Gordon Ramsay is showing his vulnerable side. In his new Netflix docu series, “Being Gordon Ramsay,” the celebrity gets emotional, even tearing up several times while talking about his wife Tana and their six kids, as well as his strained relationship with his abusive father, Gordon Sr., an alcoholic who died of a heart attack in 1997. He was 53. “I think it’s healthy to cry,” Ramsay tells me over Zoom just days ahead of the series’ premiere, adding, “I think it’s healthy to cry.”
“Being Gordon Ramsay” chronicles his most ambitious project in his almost 30-year career, a five-restaurant and culinary school complex at the top of London’s 22 Bishopsgate skyscraper.
In no uncertain terms, Ramsay makes it clear that his father never appreciated his culinary pursuits. His dad died just as Ramsay was on the verge of launching what would become his sprawling restaurant, hospitality and media empire. The elder Ramsay was an aspiring musician. “I grew up watching my father follow a career in music that didn’t happen — that didn’t work for him,” Ramsay says. “My mates in the music business asked me, ‘How the fuck do you know so much about Gibson and Fender Strats and Telecasters? How do you know about synthesizers?'” Those unfulfilled dreams led to an unstable childhood. “I was lugging that gear up in and out of bars, in and out of Glasgow where he’d play for 60, 70 bucks a night,” Ramsay recalls. “Then he’d disappear to Nashville. They would have all the collectors at the door and my mum in tears answering the door because people were chasing her for money that my dad owed them.”

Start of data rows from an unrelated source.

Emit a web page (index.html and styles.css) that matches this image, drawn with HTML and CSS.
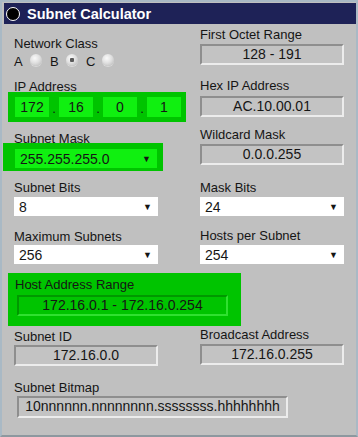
FILE: index.html
```html
<!DOCTYPE html>
<html lang="en">
<head>
  <meta charset="UTF-8" />
  <title>Subnet Calculator</title>
  <link rel="stylesheet" href="styles.css">
</head>
<body>
  <div class="window">
    <div class="titlebar">
      <span class="title-icon"></span>
      <span class="title">Subnet Calculator</span>
    </div>

    <div class="form">
      <!-- row 1 -->
      <div class="cell netclass">
        <div class="label">Network Class</div>
        <div class="radios">
          <span>A</span><span class="radio"></span>
          <span>B</span><span class="radio on"></span>
          <span>C</span><span class="radio"></span>
        </div>
      </div>
      <div class="cell octet">
        <div class="label">First Octet Range</div>
        <div class="field">128 - 191</div>
      </div>

      <!-- row 2 -->
      <div class="cell ip">
        <div class="label">IP Address</div>
        <div class="green ip-box">
          <div class="octet-in">172</div><span class="dot">.</span>
          <div class="octet-in">16</div><span class="dot">.</span>
          <div class="octet-in">0</div><span class="dot">.</span>
          <div class="octet-in">1</div>
        </div>
      </div>
      <div class="cell hex">
        <div class="label">Hex IP Address</div>
        <div class="field">AC.10.00.01</div>
      </div>

      <!-- row 3 -->
      <div class="cell mask">
        <div class="label">Subnet Mask</div>
        <div class="green mask-box">
          <div class="select green-select"><span>255.255.255.0</span><span class="arrow">&#9660;</span></div>
        </div>
      </div>
      <div class="cell wildcard">
        <div class="label">Wildcard Mask</div>
        <div class="field">0.0.0.255</div>
      </div>

      <!-- row 4 -->
      <div class="cell bits">
        <div class="label">Subnet Bits</div>
        <div class="select"><span>8</span><span class="arrow">&#9660;</span></div>
      </div>
      <div class="cell bits">
        <div class="label">Mask Bits</div>
        <div class="select"><span>24</span><span class="arrow">&#9660;</span></div>
      </div>

      <!-- row 5 -->
      <div class="cell counts">
        <div class="label">Maximum Subnets</div>
        <div class="select"><span>256</span><span class="arrow">&#9660;</span></div>
      </div>
      <div class="cell counts hosts">
        <div class="label">Hosts per Subnet</div>
        <div class="select"><span>254</span><span class="arrow">&#9660;</span></div>
      </div>

      <!-- row 6 -->
      <div class="cell range wide">
        <div class="green range-box">
          <div class="label">Host Address Range</div>
          <div class="field green-field">172.16.0.1 - 172.16.0.254</div>
        </div>
      </div>

      <!-- row 7 -->
      <div class="cell subnet-id">
        <div class="label">Subnet ID</div>
        <div class="field">172.16.0.0</div>
      </div>
      <div class="cell broadcast">
        <div class="label">Broadcast Address</div>
        <div class="field">172.16.0.255</div>
      </div>

      <!-- row 8 -->
      <div class="cell bitmap wide">
        <div class="label">Subnet Bitmap</div>
        <div class="field bitmap-field">10nnnnnn.nnnnnnnn.ssssssss.hhhhhhhh</div>
      </div>
    </div>
  </div>
</body>
</html>
```

FILE: styles.css
```css
body {
  margin: 0;
  font-family: "Liberation Sans", Arial, sans-serif;
  font-size: 13px;
  color: #151515;
  background: #c0c0c0;
}
.window {
  width: 358px;
  height: 437px;
  box-sizing: border-box;
  border: 2px solid #a9b9c5;
  border-bottom-color: #8d989f;
  background: #c0c0c0;
  overflow: hidden;
}
.titlebar {
  margin: 1px 0 0 2px;
  height: 21px;
  background: #1e2257;
  display: flex;
  align-items: center;
  padding-left: 2px;
}
.title-icon {
  width: 12px;
  height: 12px;
  border: 1.5px solid #fff;
  border-radius: 50%;
  background: #000;
  margin-right: 7px;
}
.title {
  color: #fff;
  font-weight: bold;
  font-size: 14.5px;
}

/* form grid */
.form {
  display: grid;
  grid-template-columns: 186px 145px;
  grid-template-rows: 50px 50px 50px 50px 46px 58px 42px auto;
  padding-left: 12px;
}
.cell {
  display: flex;
  flex-direction: column;
  align-items: flex-start;
}
.wide {
  grid-column: 1 / -1;
}
.label {
  line-height: 14px;
  height: 14px;
  white-space: nowrap;
}
.field {
  box-sizing: border-box;
  width: 144px;
  height: 21px;
  border-style: solid;
  border-width: 2px;
  border-color: #8e8e8e #ececec #ececec #8e8e8e;
  background: #c3c3c3;
  text-align: center;
  font-size: 14px;
  line-height: 17px;
}
.select {
  box-sizing: border-box;
  width: 144px;
  height: 19px;
  background: #fff;
  display: flex;
  align-items: center;
  justify-content: space-between;
  padding: 0 6px 0 5px;
  font-size: 14px;
}
.arrow {
  font-size: 9px;
}
.green {
  background: #00c400;
  box-sizing: border-box;
}

/* row 1 */
.netclass { padding-top: 13px; }
.radios {
  display: flex;
  align-items: center;
  margin-top: 4px;
  height: 14px;
}
.radios span:not(.radio) {
  width: 9px;
  margin-right: 7px;
  line-height: 14px;
}
.radio {
  width: 12px;
  height: 12px;
  border-radius: 50%;
  margin-right: 8px;
  margin-top: -4px;
  background: radial-gradient(circle at 40% 35%, #fafafa 0, #e0e0e0 45%, #b4b4b4 100%);
  box-shadow: 0 1px 0 #d8d8d8;
}
.radio.on {
  background:
    radial-gradient(circle at 50% 50%, #5a5a5a 0, #5a5a5a 2px, transparent 2.5px),
    radial-gradient(circle at 40% 35%, #fafafa 0, #e0e0e0 45%, #b4b4b4 100%);
}
.octet { padding-top: 4px; }
.octet .field { margin-top: 2px; }

/* row 2 */
.ip { padding-top: 6px; }
.ip-box {
  margin: -2px 0 0 -6px;
  width: 178px;
  height: 30px;
  padding: 5px 5px 5px 7px;
  display: flex;
  align-items: center;
}
.octet-in {
  width: 34px;
  height: 20px;
  background: #10f010;
  text-align: center;
  line-height: 20px;
  font-size: 14px;
}
.dot {
  width: 10px;
  text-align: center;
  line-height: 20px;
  padding-top: 3px;
}
.hex { padding-top: 5px; }
.hex .field { margin-top: 3px; }

/* row 3 */
.mask { padding-top: 8px; }
.mask-box {
  margin: -3px 0 0 -11px;
  width: 160px;
  height: 28px;
  padding: 6px 0 0 12px;
}
.green-select {
  background: #10f010;
  width: 142px;
}
.wildcard { padding-top: 4px; }
.wildcard .field { margin-top: 2px; }

/* rows 4 and 5 */
.bits { padding-top: 7px; }
.bits .select { margin-top: 2px; }
.counts { padding-top: 6px; }
.counts .select { margin-top: 1px; }
.hosts { padding-top: 5px; }
.hosts .select { margin-top: 2px; }

/* row 6 */
.range { padding-top: 3px; }
.range-box {
  margin-left: -6px;
  width: 233px;
  height: 53px;
  padding: 5px 0 0 7px;
}
.range-box .field {
  margin: 3px 0 0 2px;
  width: 211px;
}
.green-field {
  background: #00c400;
  border-color: #009800 #30e030 #30e030 #009800;
}

/* row 7 */
.subnet-id { padding-top: 2px; }
.subnet-id .field { margin-top: 1px; }
.broadcast .field { margin-top: 2px; }

/* row 8 */
.bitmap { padding-top: 11px; }
.bitmap-field {
  margin: 1px 0 0 3px;
  width: 271px;
  height: 22px;
}
```
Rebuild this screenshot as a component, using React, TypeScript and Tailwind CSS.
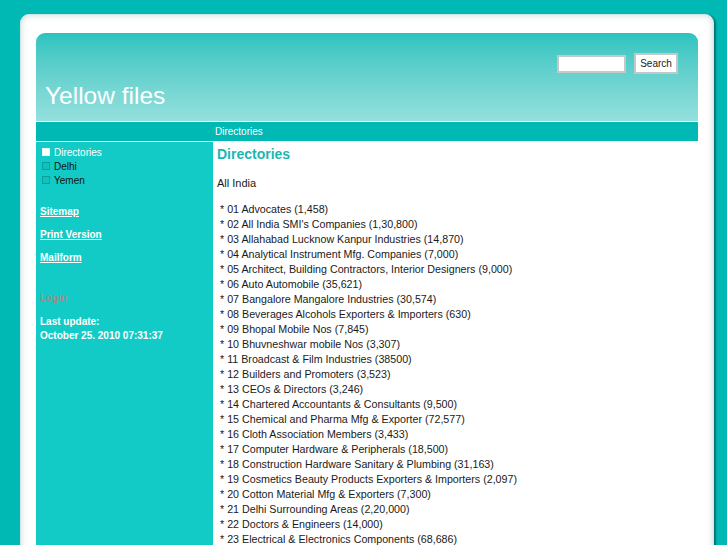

He previously opened up about his father’s emotional and physical abuse towards him, his mom and his siblings in his 2006 memoir, “Humble Pie.” “I don’t know if he was interested in what I did, I think,” Ramsay says. “I remember seeing him with a glass of red wine and he filled it up with Sprite because he tried to tell me it tasted better. I was like, oh, Jesus Christ. If my sommeliers saw this or any of my chefs heard my father talk like this, they’d think I was a fucking idiot. ‘OK, Dad, why?’ ’Well, it brings out the grape.’ I just sat there like that thinking, ‘Oh my God.’ My head was in my hands.” He continues, “I never got to cook for him, and I think in many ways I got to live with that. Maybe that’s a good thing. I think things happened for a reason, and him not being sat at the table getting looked after and spoiled in my restaurant, I don’t know if he could handle that, if I’m honest.” His mom Helen, on the other hand, “is one of the most important women in my life,” Ramsay notes. “I’ve always been a mother’s boy,” he says, smiling. “I won my first Michelin Star years ago and I said to Tana, ‘Look, I’m embarrassed. Mom’s in a high-rise, in a tenement block, and she can barely afford to pay the rent. I’m going to take out this loan.’ Mom must have been 19 when she had me. She was in her late 40s and never ever owned a property.” He bought her a three-bedroom bungalow. “That, for me, was more important than winning my first Michelin Star because mom always spoke about owning her own house, having her own bedroom, bathroom, back garden, having all the plants, the ornaments and everything,” Ramsay says. Ramsay, who turns 60 in November, admits he feels guilt for putting career before spending time with his and Tana’s eldest kids, Megan, fraternal twins Holly and Jack, and Tilly. The series shows him doting on their young sons, Oscar, 7, and Jesse, 2. “I want to be the father to my family that I never grew up with,” he says. “I’m the opposite. Everything I grew up with and witnessed, I’m the opposite. I’ve never to this day been wandering around the dining room with a glass of champagne, messing around, drinking with customers. I don’t do that.” (In one of the docu series’ most heartbreaking moments, Ramsay details his brother’s battle with heroin addiction.)
And just when viewers of the series think Bishopsgate could be his swan song, he tells Tana in the final episode – SPOILER ALERT! — that he’s thinking about opening a new place in New York City. “What the fuck would I do?” he says when I ask if he ever thinks of slowing down. “What am I going to do? Go and have matcha lattes and go to fucking yoga classes every day, and turn into a fat, lazy chef that wants to sit there and wallow on his boat? No. No. I have a responsibility to talent and I’ve made my bed, but I want to sleep in it comfortably and I do not want to retire.” “Being Gordon Ramsay” is available now on Netflix.